*THE PROBLEM*:
Give a verbatim copy of the lines below, minus the pictures.

*INFORMATION SUPPLIED*:
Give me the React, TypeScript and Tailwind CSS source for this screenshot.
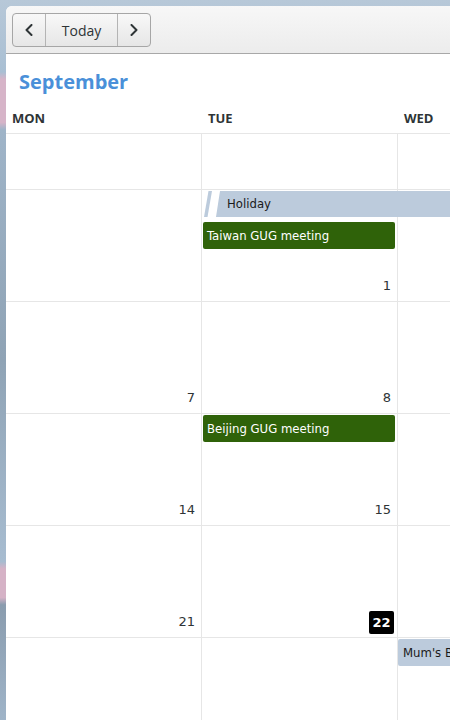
import React from "react";

const evFont = { fontFamily: '"DejaVu Sans Condensed", "DejaVu Sans", "Liberation Sans", sans-serif' };
const numFont = { fontFamily: '"DejaVu Sans", "Liberation Sans", sans-serif' };

function Chevron({ dir }: { dir: "l" | "r" }) {
  return (
    <svg width="8" height="12" viewBox="0 0 8 12" fill="none">
      <path
        d={dir === "l" ? "M6.5 1 L1.5 6 L6.5 11" : "M1.5 1 L6.5 6 L1.5 11"}
        stroke="#2e3436"
        strokeWidth="2"
        strokeLinecap="round"
        strokeLinejoin="round"
      />
    </svg>
  );
}

function Cell({
  num,
  today,
  children,
  h,
}: {
  num?: string;
  today?: boolean;
  children?: React.ReactNode;
  h: string;
}) {
  return (
    <div className={`w-[196px] shrink-0 border-r border-[#e6e6e6] flex flex-col ${h}`}>
      <div className="flex flex-col gap-[5px] pt-[1px] pl-[1px] pr-[2px]">{children}</div>
      {num && (
        <div className="mt-auto flex justify-end">
          {today ? (
            <div
              className="mr-[3px] mb-[3px] h-[23px] w-[25px] rounded-[2px] bg-black text-white text-[13px] font-bold leading-[23px] text-center"
              style={numFont}
            >
              {num}
            </div>
          ) : (
            <div className="pr-[6px] pb-[7px] text-[13px] leading-[16px] text-[#2e3436]" style={numFont}>
              {num}
            </div>
          )}
        </div>
      )}
    </div>
  );
}

function GreenEvent({ label }: { label: string }) {
  return (
    <div
      className="h-[27px] rounded-[2px] bg-[#2f6209] text-white text-[13px] leading-[27px] pl-[4px] whitespace-nowrap overflow-hidden"
      style={evFont}
    >
      {label}
    </div>
  );
}

export default function App() {
  return (
    <div className="w-[450px] h-[720px] overflow-hidden bg-[linear-gradient(180deg,#b7c8d8_0%,#a9bfd3_10%,#d6b4c8_11%,#d6b4c8_17%,#9fb4c8_18%,#8fa3b5_50%,#a7bcd0_78%,#d5b2c6_79%,#d5b2c6_83%,#8a9cae_84%,#9fb4c8_100%)]">
      <div className="ml-[6px] mt-[6px] h-[714px] w-[444px] overflow-hidden rounded-tl-[6px] bg-white flex flex-col">
        {/* header bar */}
        <div className="h-[48px] shrink-0 border-b border-[#a8a8a8] bg-[linear-gradient(180deg,#f7f7f7,#ececec)] pt-[7px] pl-[6px]">
          <div
            className="flex h-[34px] w-[139px] rounded-[4px] border border-[#a6a6a6] bg-[linear-gradient(180deg,#f8f8f8,#e6e6e6)] overflow-hidden"
            style={{ fontFamily: '"Open Sans", "Noto Sans", sans-serif' }}
          >
            <div className="w-[33px] flex items-center justify-center border-r border-[#b4b4b4]">
              <Chevron dir="l" />
            </div>
            <div className="w-[72px] flex items-center justify-center border-r border-[#b4b4b4] text-[14px] text-[#2e3436]">
              Today
            </div>
            <div className="flex-1 flex items-center justify-center">
              <Chevron dir="r" />
            </div>
          </div>
        </div>

        {/* month title */}
        <div
          className="h-[42px] shrink-0 pt-[14px] pl-[13px] text-[20px] leading-[28px] font-bold text-[#4a90d9]"
          style={{ fontFamily: '"Open Sans", "Noto Sans", sans-serif' }}
        >
          September
        </div>

        {/* weekday headers */}
        <div
          className="h-[38px] shrink-0 border-b border-[#e6e6e6] flex pt-[13px] text-[13px] leading-[18px] font-bold text-[#2e3436]"
          style={{ fontFamily: '"Open Sans", "Noto Sans", sans-serif' }}
        >
          <div className="w-[196px] shrink-0 pl-[6px]">MON</div>
          <div className="w-[196px] shrink-0 pl-[6px]">TUE</div>
          <div className="w-[196px] shrink-0 pl-[6px]">WED</div>
        </div>

        {/* row 1 */}
        <div className="h-[56px] shrink-0 border-b border-[#e6e6e6] flex">
          <Cell h="h-[55px]" />
          <Cell h="h-[55px]" />
          <Cell h="h-[55px]" />
        </div>

        {/* row 2 */}
        <div className="relative h-[112px] shrink-0 border-b border-[#e6e6e6] flex">
          <Cell h="h-[111px]" />
          <Cell h="h-[111px]" num="1">
            <div className="h-[26px]" />
            <GreenEvent label="Taiwan GUG meeting" />
          </Cell>
          <Cell h="h-[111px]" />
          <div className="absolute left-[197px] top-[1px] right-0 h-[26px]">
            <svg width="14" height="26" viewBox="0 0 14 26" className="absolute left-0 top-0">
              <polygon points="1,26 4.5,26 9,0 5.5,0" fill="#bccbdc" />
            </svg>
            <div
              className="absolute inset-0 bg-[#bccbdc] [clip-path:polygon(17px_0,100%_0,100%_100%,13px_100%)] pl-[24px] text-[13px] leading-[26px] text-[#1a1a1a]"
              style={evFont}
            >
              Holiday
            </div>
          </div>
        </div>

        {/* row 3 */}
        <div className="h-[112px] shrink-0 border-b border-[#e6e6e6] flex">
          <Cell h="h-[111px]" num="7" />
          <Cell h="h-[111px]" num="8" />
          <Cell h="h-[111px]" />
        </div>

        {/* row 4 */}
        <div className="h-[112px] shrink-0 border-b border-[#e6e6e6] flex">
          <Cell h="h-[111px]" num="14" />
          <Cell h="h-[111px]" num="15">
            <GreenEvent label="Beijing GUG meeting" />
          </Cell>
          <Cell h="h-[111px]" />
        </div>

        {/* row 5 */}
        <div className="h-[112px] shrink-0 border-b border-[#e6e6e6] flex">
          <Cell h="h-[111px]" num="21" />
          <Cell h="h-[111px]" num="22" today />
          <Cell h="h-[111px]" />
        </div>

        {/* row 6 */}
        <div className="h-[112px] shrink-0 flex">
          <Cell h="h-[111px]" />
          <Cell h="h-[111px]" />
          <div className="w-[196px] shrink-0 pt-[1px]">
            <div
              className="h-[27px] rounded-l-[2px] bg-[#bccbdc] pl-[5px] text-[13px] leading-[27px] text-[#1a1a1a] whitespace-nowrap"
              style={evFont}
            >
              Mum's Birthday
            </div>
          </div>
        </div>
      </div>
    </div>
  );
}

*TASK RESPONSE*:
Give me the React, TypeScript and Tailwind CSS source for this screenshot.
import React from "react";

const evFont = { fontFamily: '"DejaVu Sans Condensed", "DejaVu Sans", "Liberation Sans", sans-serif' };
const numFont = { fontFamily: '"DejaVu Sans", "Liberation Sans", sans-serif' };

function Chevron({ dir }: { dir: "l" | "r" }) {
  return (
    <svg width="8" height="12" viewBox="0 0 8 12" fill="none">
      <path
        d={dir === "l" ? "M6.5 1 L1.5 6 L6.5 11" : "M1.5 1 L6.5 6 L1.5 11"}
        stroke="#2e3436"
        strokeWidth="2"
        strokeLinecap="round"
        strokeLinejoin="round"
      />
    </svg>
  );
}

function Cell({
  num,
  today,
  children,
  h,
}: {
  num?: string;
  today?: boolean;
  children?: React.ReactNode;
  h: string;
}) {
  return (
    <div className={`w-[196px] shrink-0 border-r border-[#e6e6e6] flex flex-col ${h}`}>
      <div className="flex flex-col gap-[5px] pt-[1px] pl-[1px] pr-[2px]">{children}</div>
      {num && (
        <div className="mt-auto flex justify-end">
          {today ? (
            <div
              className="mr-[3px] mb-[3px] h-[23px] w-[25px] rounded-[2px] bg-black text-white text-[13px] font-bold leading-[23px] text-center"
              style={numFont}
            >
              {num}
            </div>
          ) : (
            <div className="pr-[6px] pb-[7px] text-[13px] leading-[16px] text-[#2e3436]" style={numFont}>
              {num}
            </div>
          )}
        </div>
      )}
    </div>
  );
}

function GreenEvent({ label }: { label: string }) {
  return (
    <div
      className="h-[27px] rounded-[2px] bg-[#2f6209] text-white text-[13px] leading-[27px] pl-[4px] whitespace-nowrap overflow-hidden"
      style={evFont}
    >
      {label}
    </div>
  );
}

export default function App() {
  return (
    <div className="w-[450px] h-[720px] overflow-hidden bg-[linear-gradient(180deg,#b7c8d8_0%,#a9bfd3_10%,#d6b4c8_11%,#d6b4c8_17%,#9fb4c8_18%,#8fa3b5_50%,#a7bcd0_78%,#d5b2c6_79%,#d5b2c6_83%,#8a9cae_84%,#9fb4c8_100%)]">
      <div className="ml-[6px] mt-[6px] h-[714px] w-[444px] overflow-hidden rounded-tl-[6px] bg-white flex flex-col">
        {/* header bar */}
        <div className="h-[48px] shrink-0 border-b border-[#a8a8a8] bg-[linear-gradient(180deg,#f7f7f7,#ececec)] pt-[7px] pl-[6px]">
          <div
            className="flex h-[34px] w-[139px] rounded-[4px] border border-[#a6a6a6] bg-[linear-gradient(180deg,#f8f8f8,#e6e6e6)] overflow-hidden"
            style={{ fontFamily: '"Open Sans", "Noto Sans", sans-serif' }}
          >
            <div className="w-[33px] flex items-center justify-center border-r border-[#b4b4b4]">
              <Chevron dir="l" />
            </div>
            <div className="w-[72px] flex items-center justify-center border-r border-[#b4b4b4] text-[14px] text-[#2e3436]">
              Today
            </div>
            <div className="flex-1 flex items-center justify-center">
              <Chevron dir="r" />
            </div>
          </div>
        </div>

        {/* month title */}
        <div
          className="h-[42px] shrink-0 pt-[14px] pl-[13px] text-[20px] leading-[28px] font-bold text-[#4a90d9]"
          style={{ fontFamily: '"Open Sans", "Noto Sans", sans-serif' }}
        >
          September
        </div>

        {/* weekday headers */}
        <div
          className="h-[38px] shrink-0 border-b border-[#e6e6e6] flex pt-[13px] text-[13px] leading-[18px] font-bold text-[#2e3436]"
          style={{ fontFamily: '"Open Sans", "Noto Sans", sans-serif' }}
        >
          <div className="w-[196px] shrink-0 pl-[6px]">MON</div>
          <div className="w-[196px] shrink-0 pl-[6px]">TUE</div>
          <div className="w-[196px] shrink-0 pl-[6px]">WED</div>
        </div>

        {/* row 1 */}
        <div className="h-[56px] shrink-0 border-b border-[#e6e6e6] flex">
          <Cell h="h-[55px]" />
          <Cell h="h-[55px]" />
          <Cell h="h-[55px]" />
        </div>

        {/* row 2 */}
        <div className="relative h-[112px] shrink-0 border-b border-[#e6e6e6] flex">
          <Cell h="h-[111px]" />
          <Cell h="h-[111px]" num="1">
            <div className="h-[26px]" />
            <GreenEvent label="Taiwan GUG meeting" />
          </Cell>
          <Cell h="h-[111px]" />
          <div className="absolute left-[197px] top-[1px] right-0 h-[26px]">
            <svg width="14" height="26" viewBox="0 0 14 26" className="absolute left-0 top-0">
              <polygon points="1,26 4.5,26 9,0 5.5,0" fill="#bccbdc" />
            </svg>
            <div
              className="absolute inset-0 bg-[#bccbdc] [clip-path:polygon(17px_0,100%_0,100%_100%,13px_100%)] pl-[24px] text-[13px] leading-[26px] text-[#1a1a1a]"
              style={evFont}
            >
              Holiday
            </div>
          </div>
        </div>

        {/* row 3 */}
        <div className="h-[112px] shrink-0 border-b border-[#e6e6e6] flex">
          <Cell h="h-[111px]" num="7" />
          <Cell h="h-[111px]" num="8" />
          <Cell h="h-[111px]" />
        </div>

        {/* row 4 */}
        <div className="h-[112px] shrink-0 border-b border-[#e6e6e6] flex">
          <Cell h="h-[111px]" num="14" />
          <Cell h="h-[111px]" num="15">
            <GreenEvent label="Beijing GUG meeting" />
          </Cell>
          <Cell h="h-[111px]" />
        </div>

        {/* row 5 */}
        <div className="h-[112px] shrink-0 border-b border-[#e6e6e6] flex">
          <Cell h="h-[111px]" num="21" />
          <Cell h="h-[111px]" num="22" today />
          <Cell h="h-[111px]" />
        </div>

        {/* row 6 */}
        <div className="h-[112px] shrink-0 flex">
          <Cell h="h-[111px]" />
          <Cell h="h-[111px]" />
          <div className="w-[196px] shrink-0 pt-[1px]">
            <div
              className="h-[27px] rounded-l-[2px] bg-[#bccbdc] pl-[5px] text-[13px] leading-[27px] text-[#1a1a1a] whitespace-nowrap"
              style={evFont}
            >
              Mum's Birthday
            </div>
          </div>
        </div>
      </div>
    </div>
  );
}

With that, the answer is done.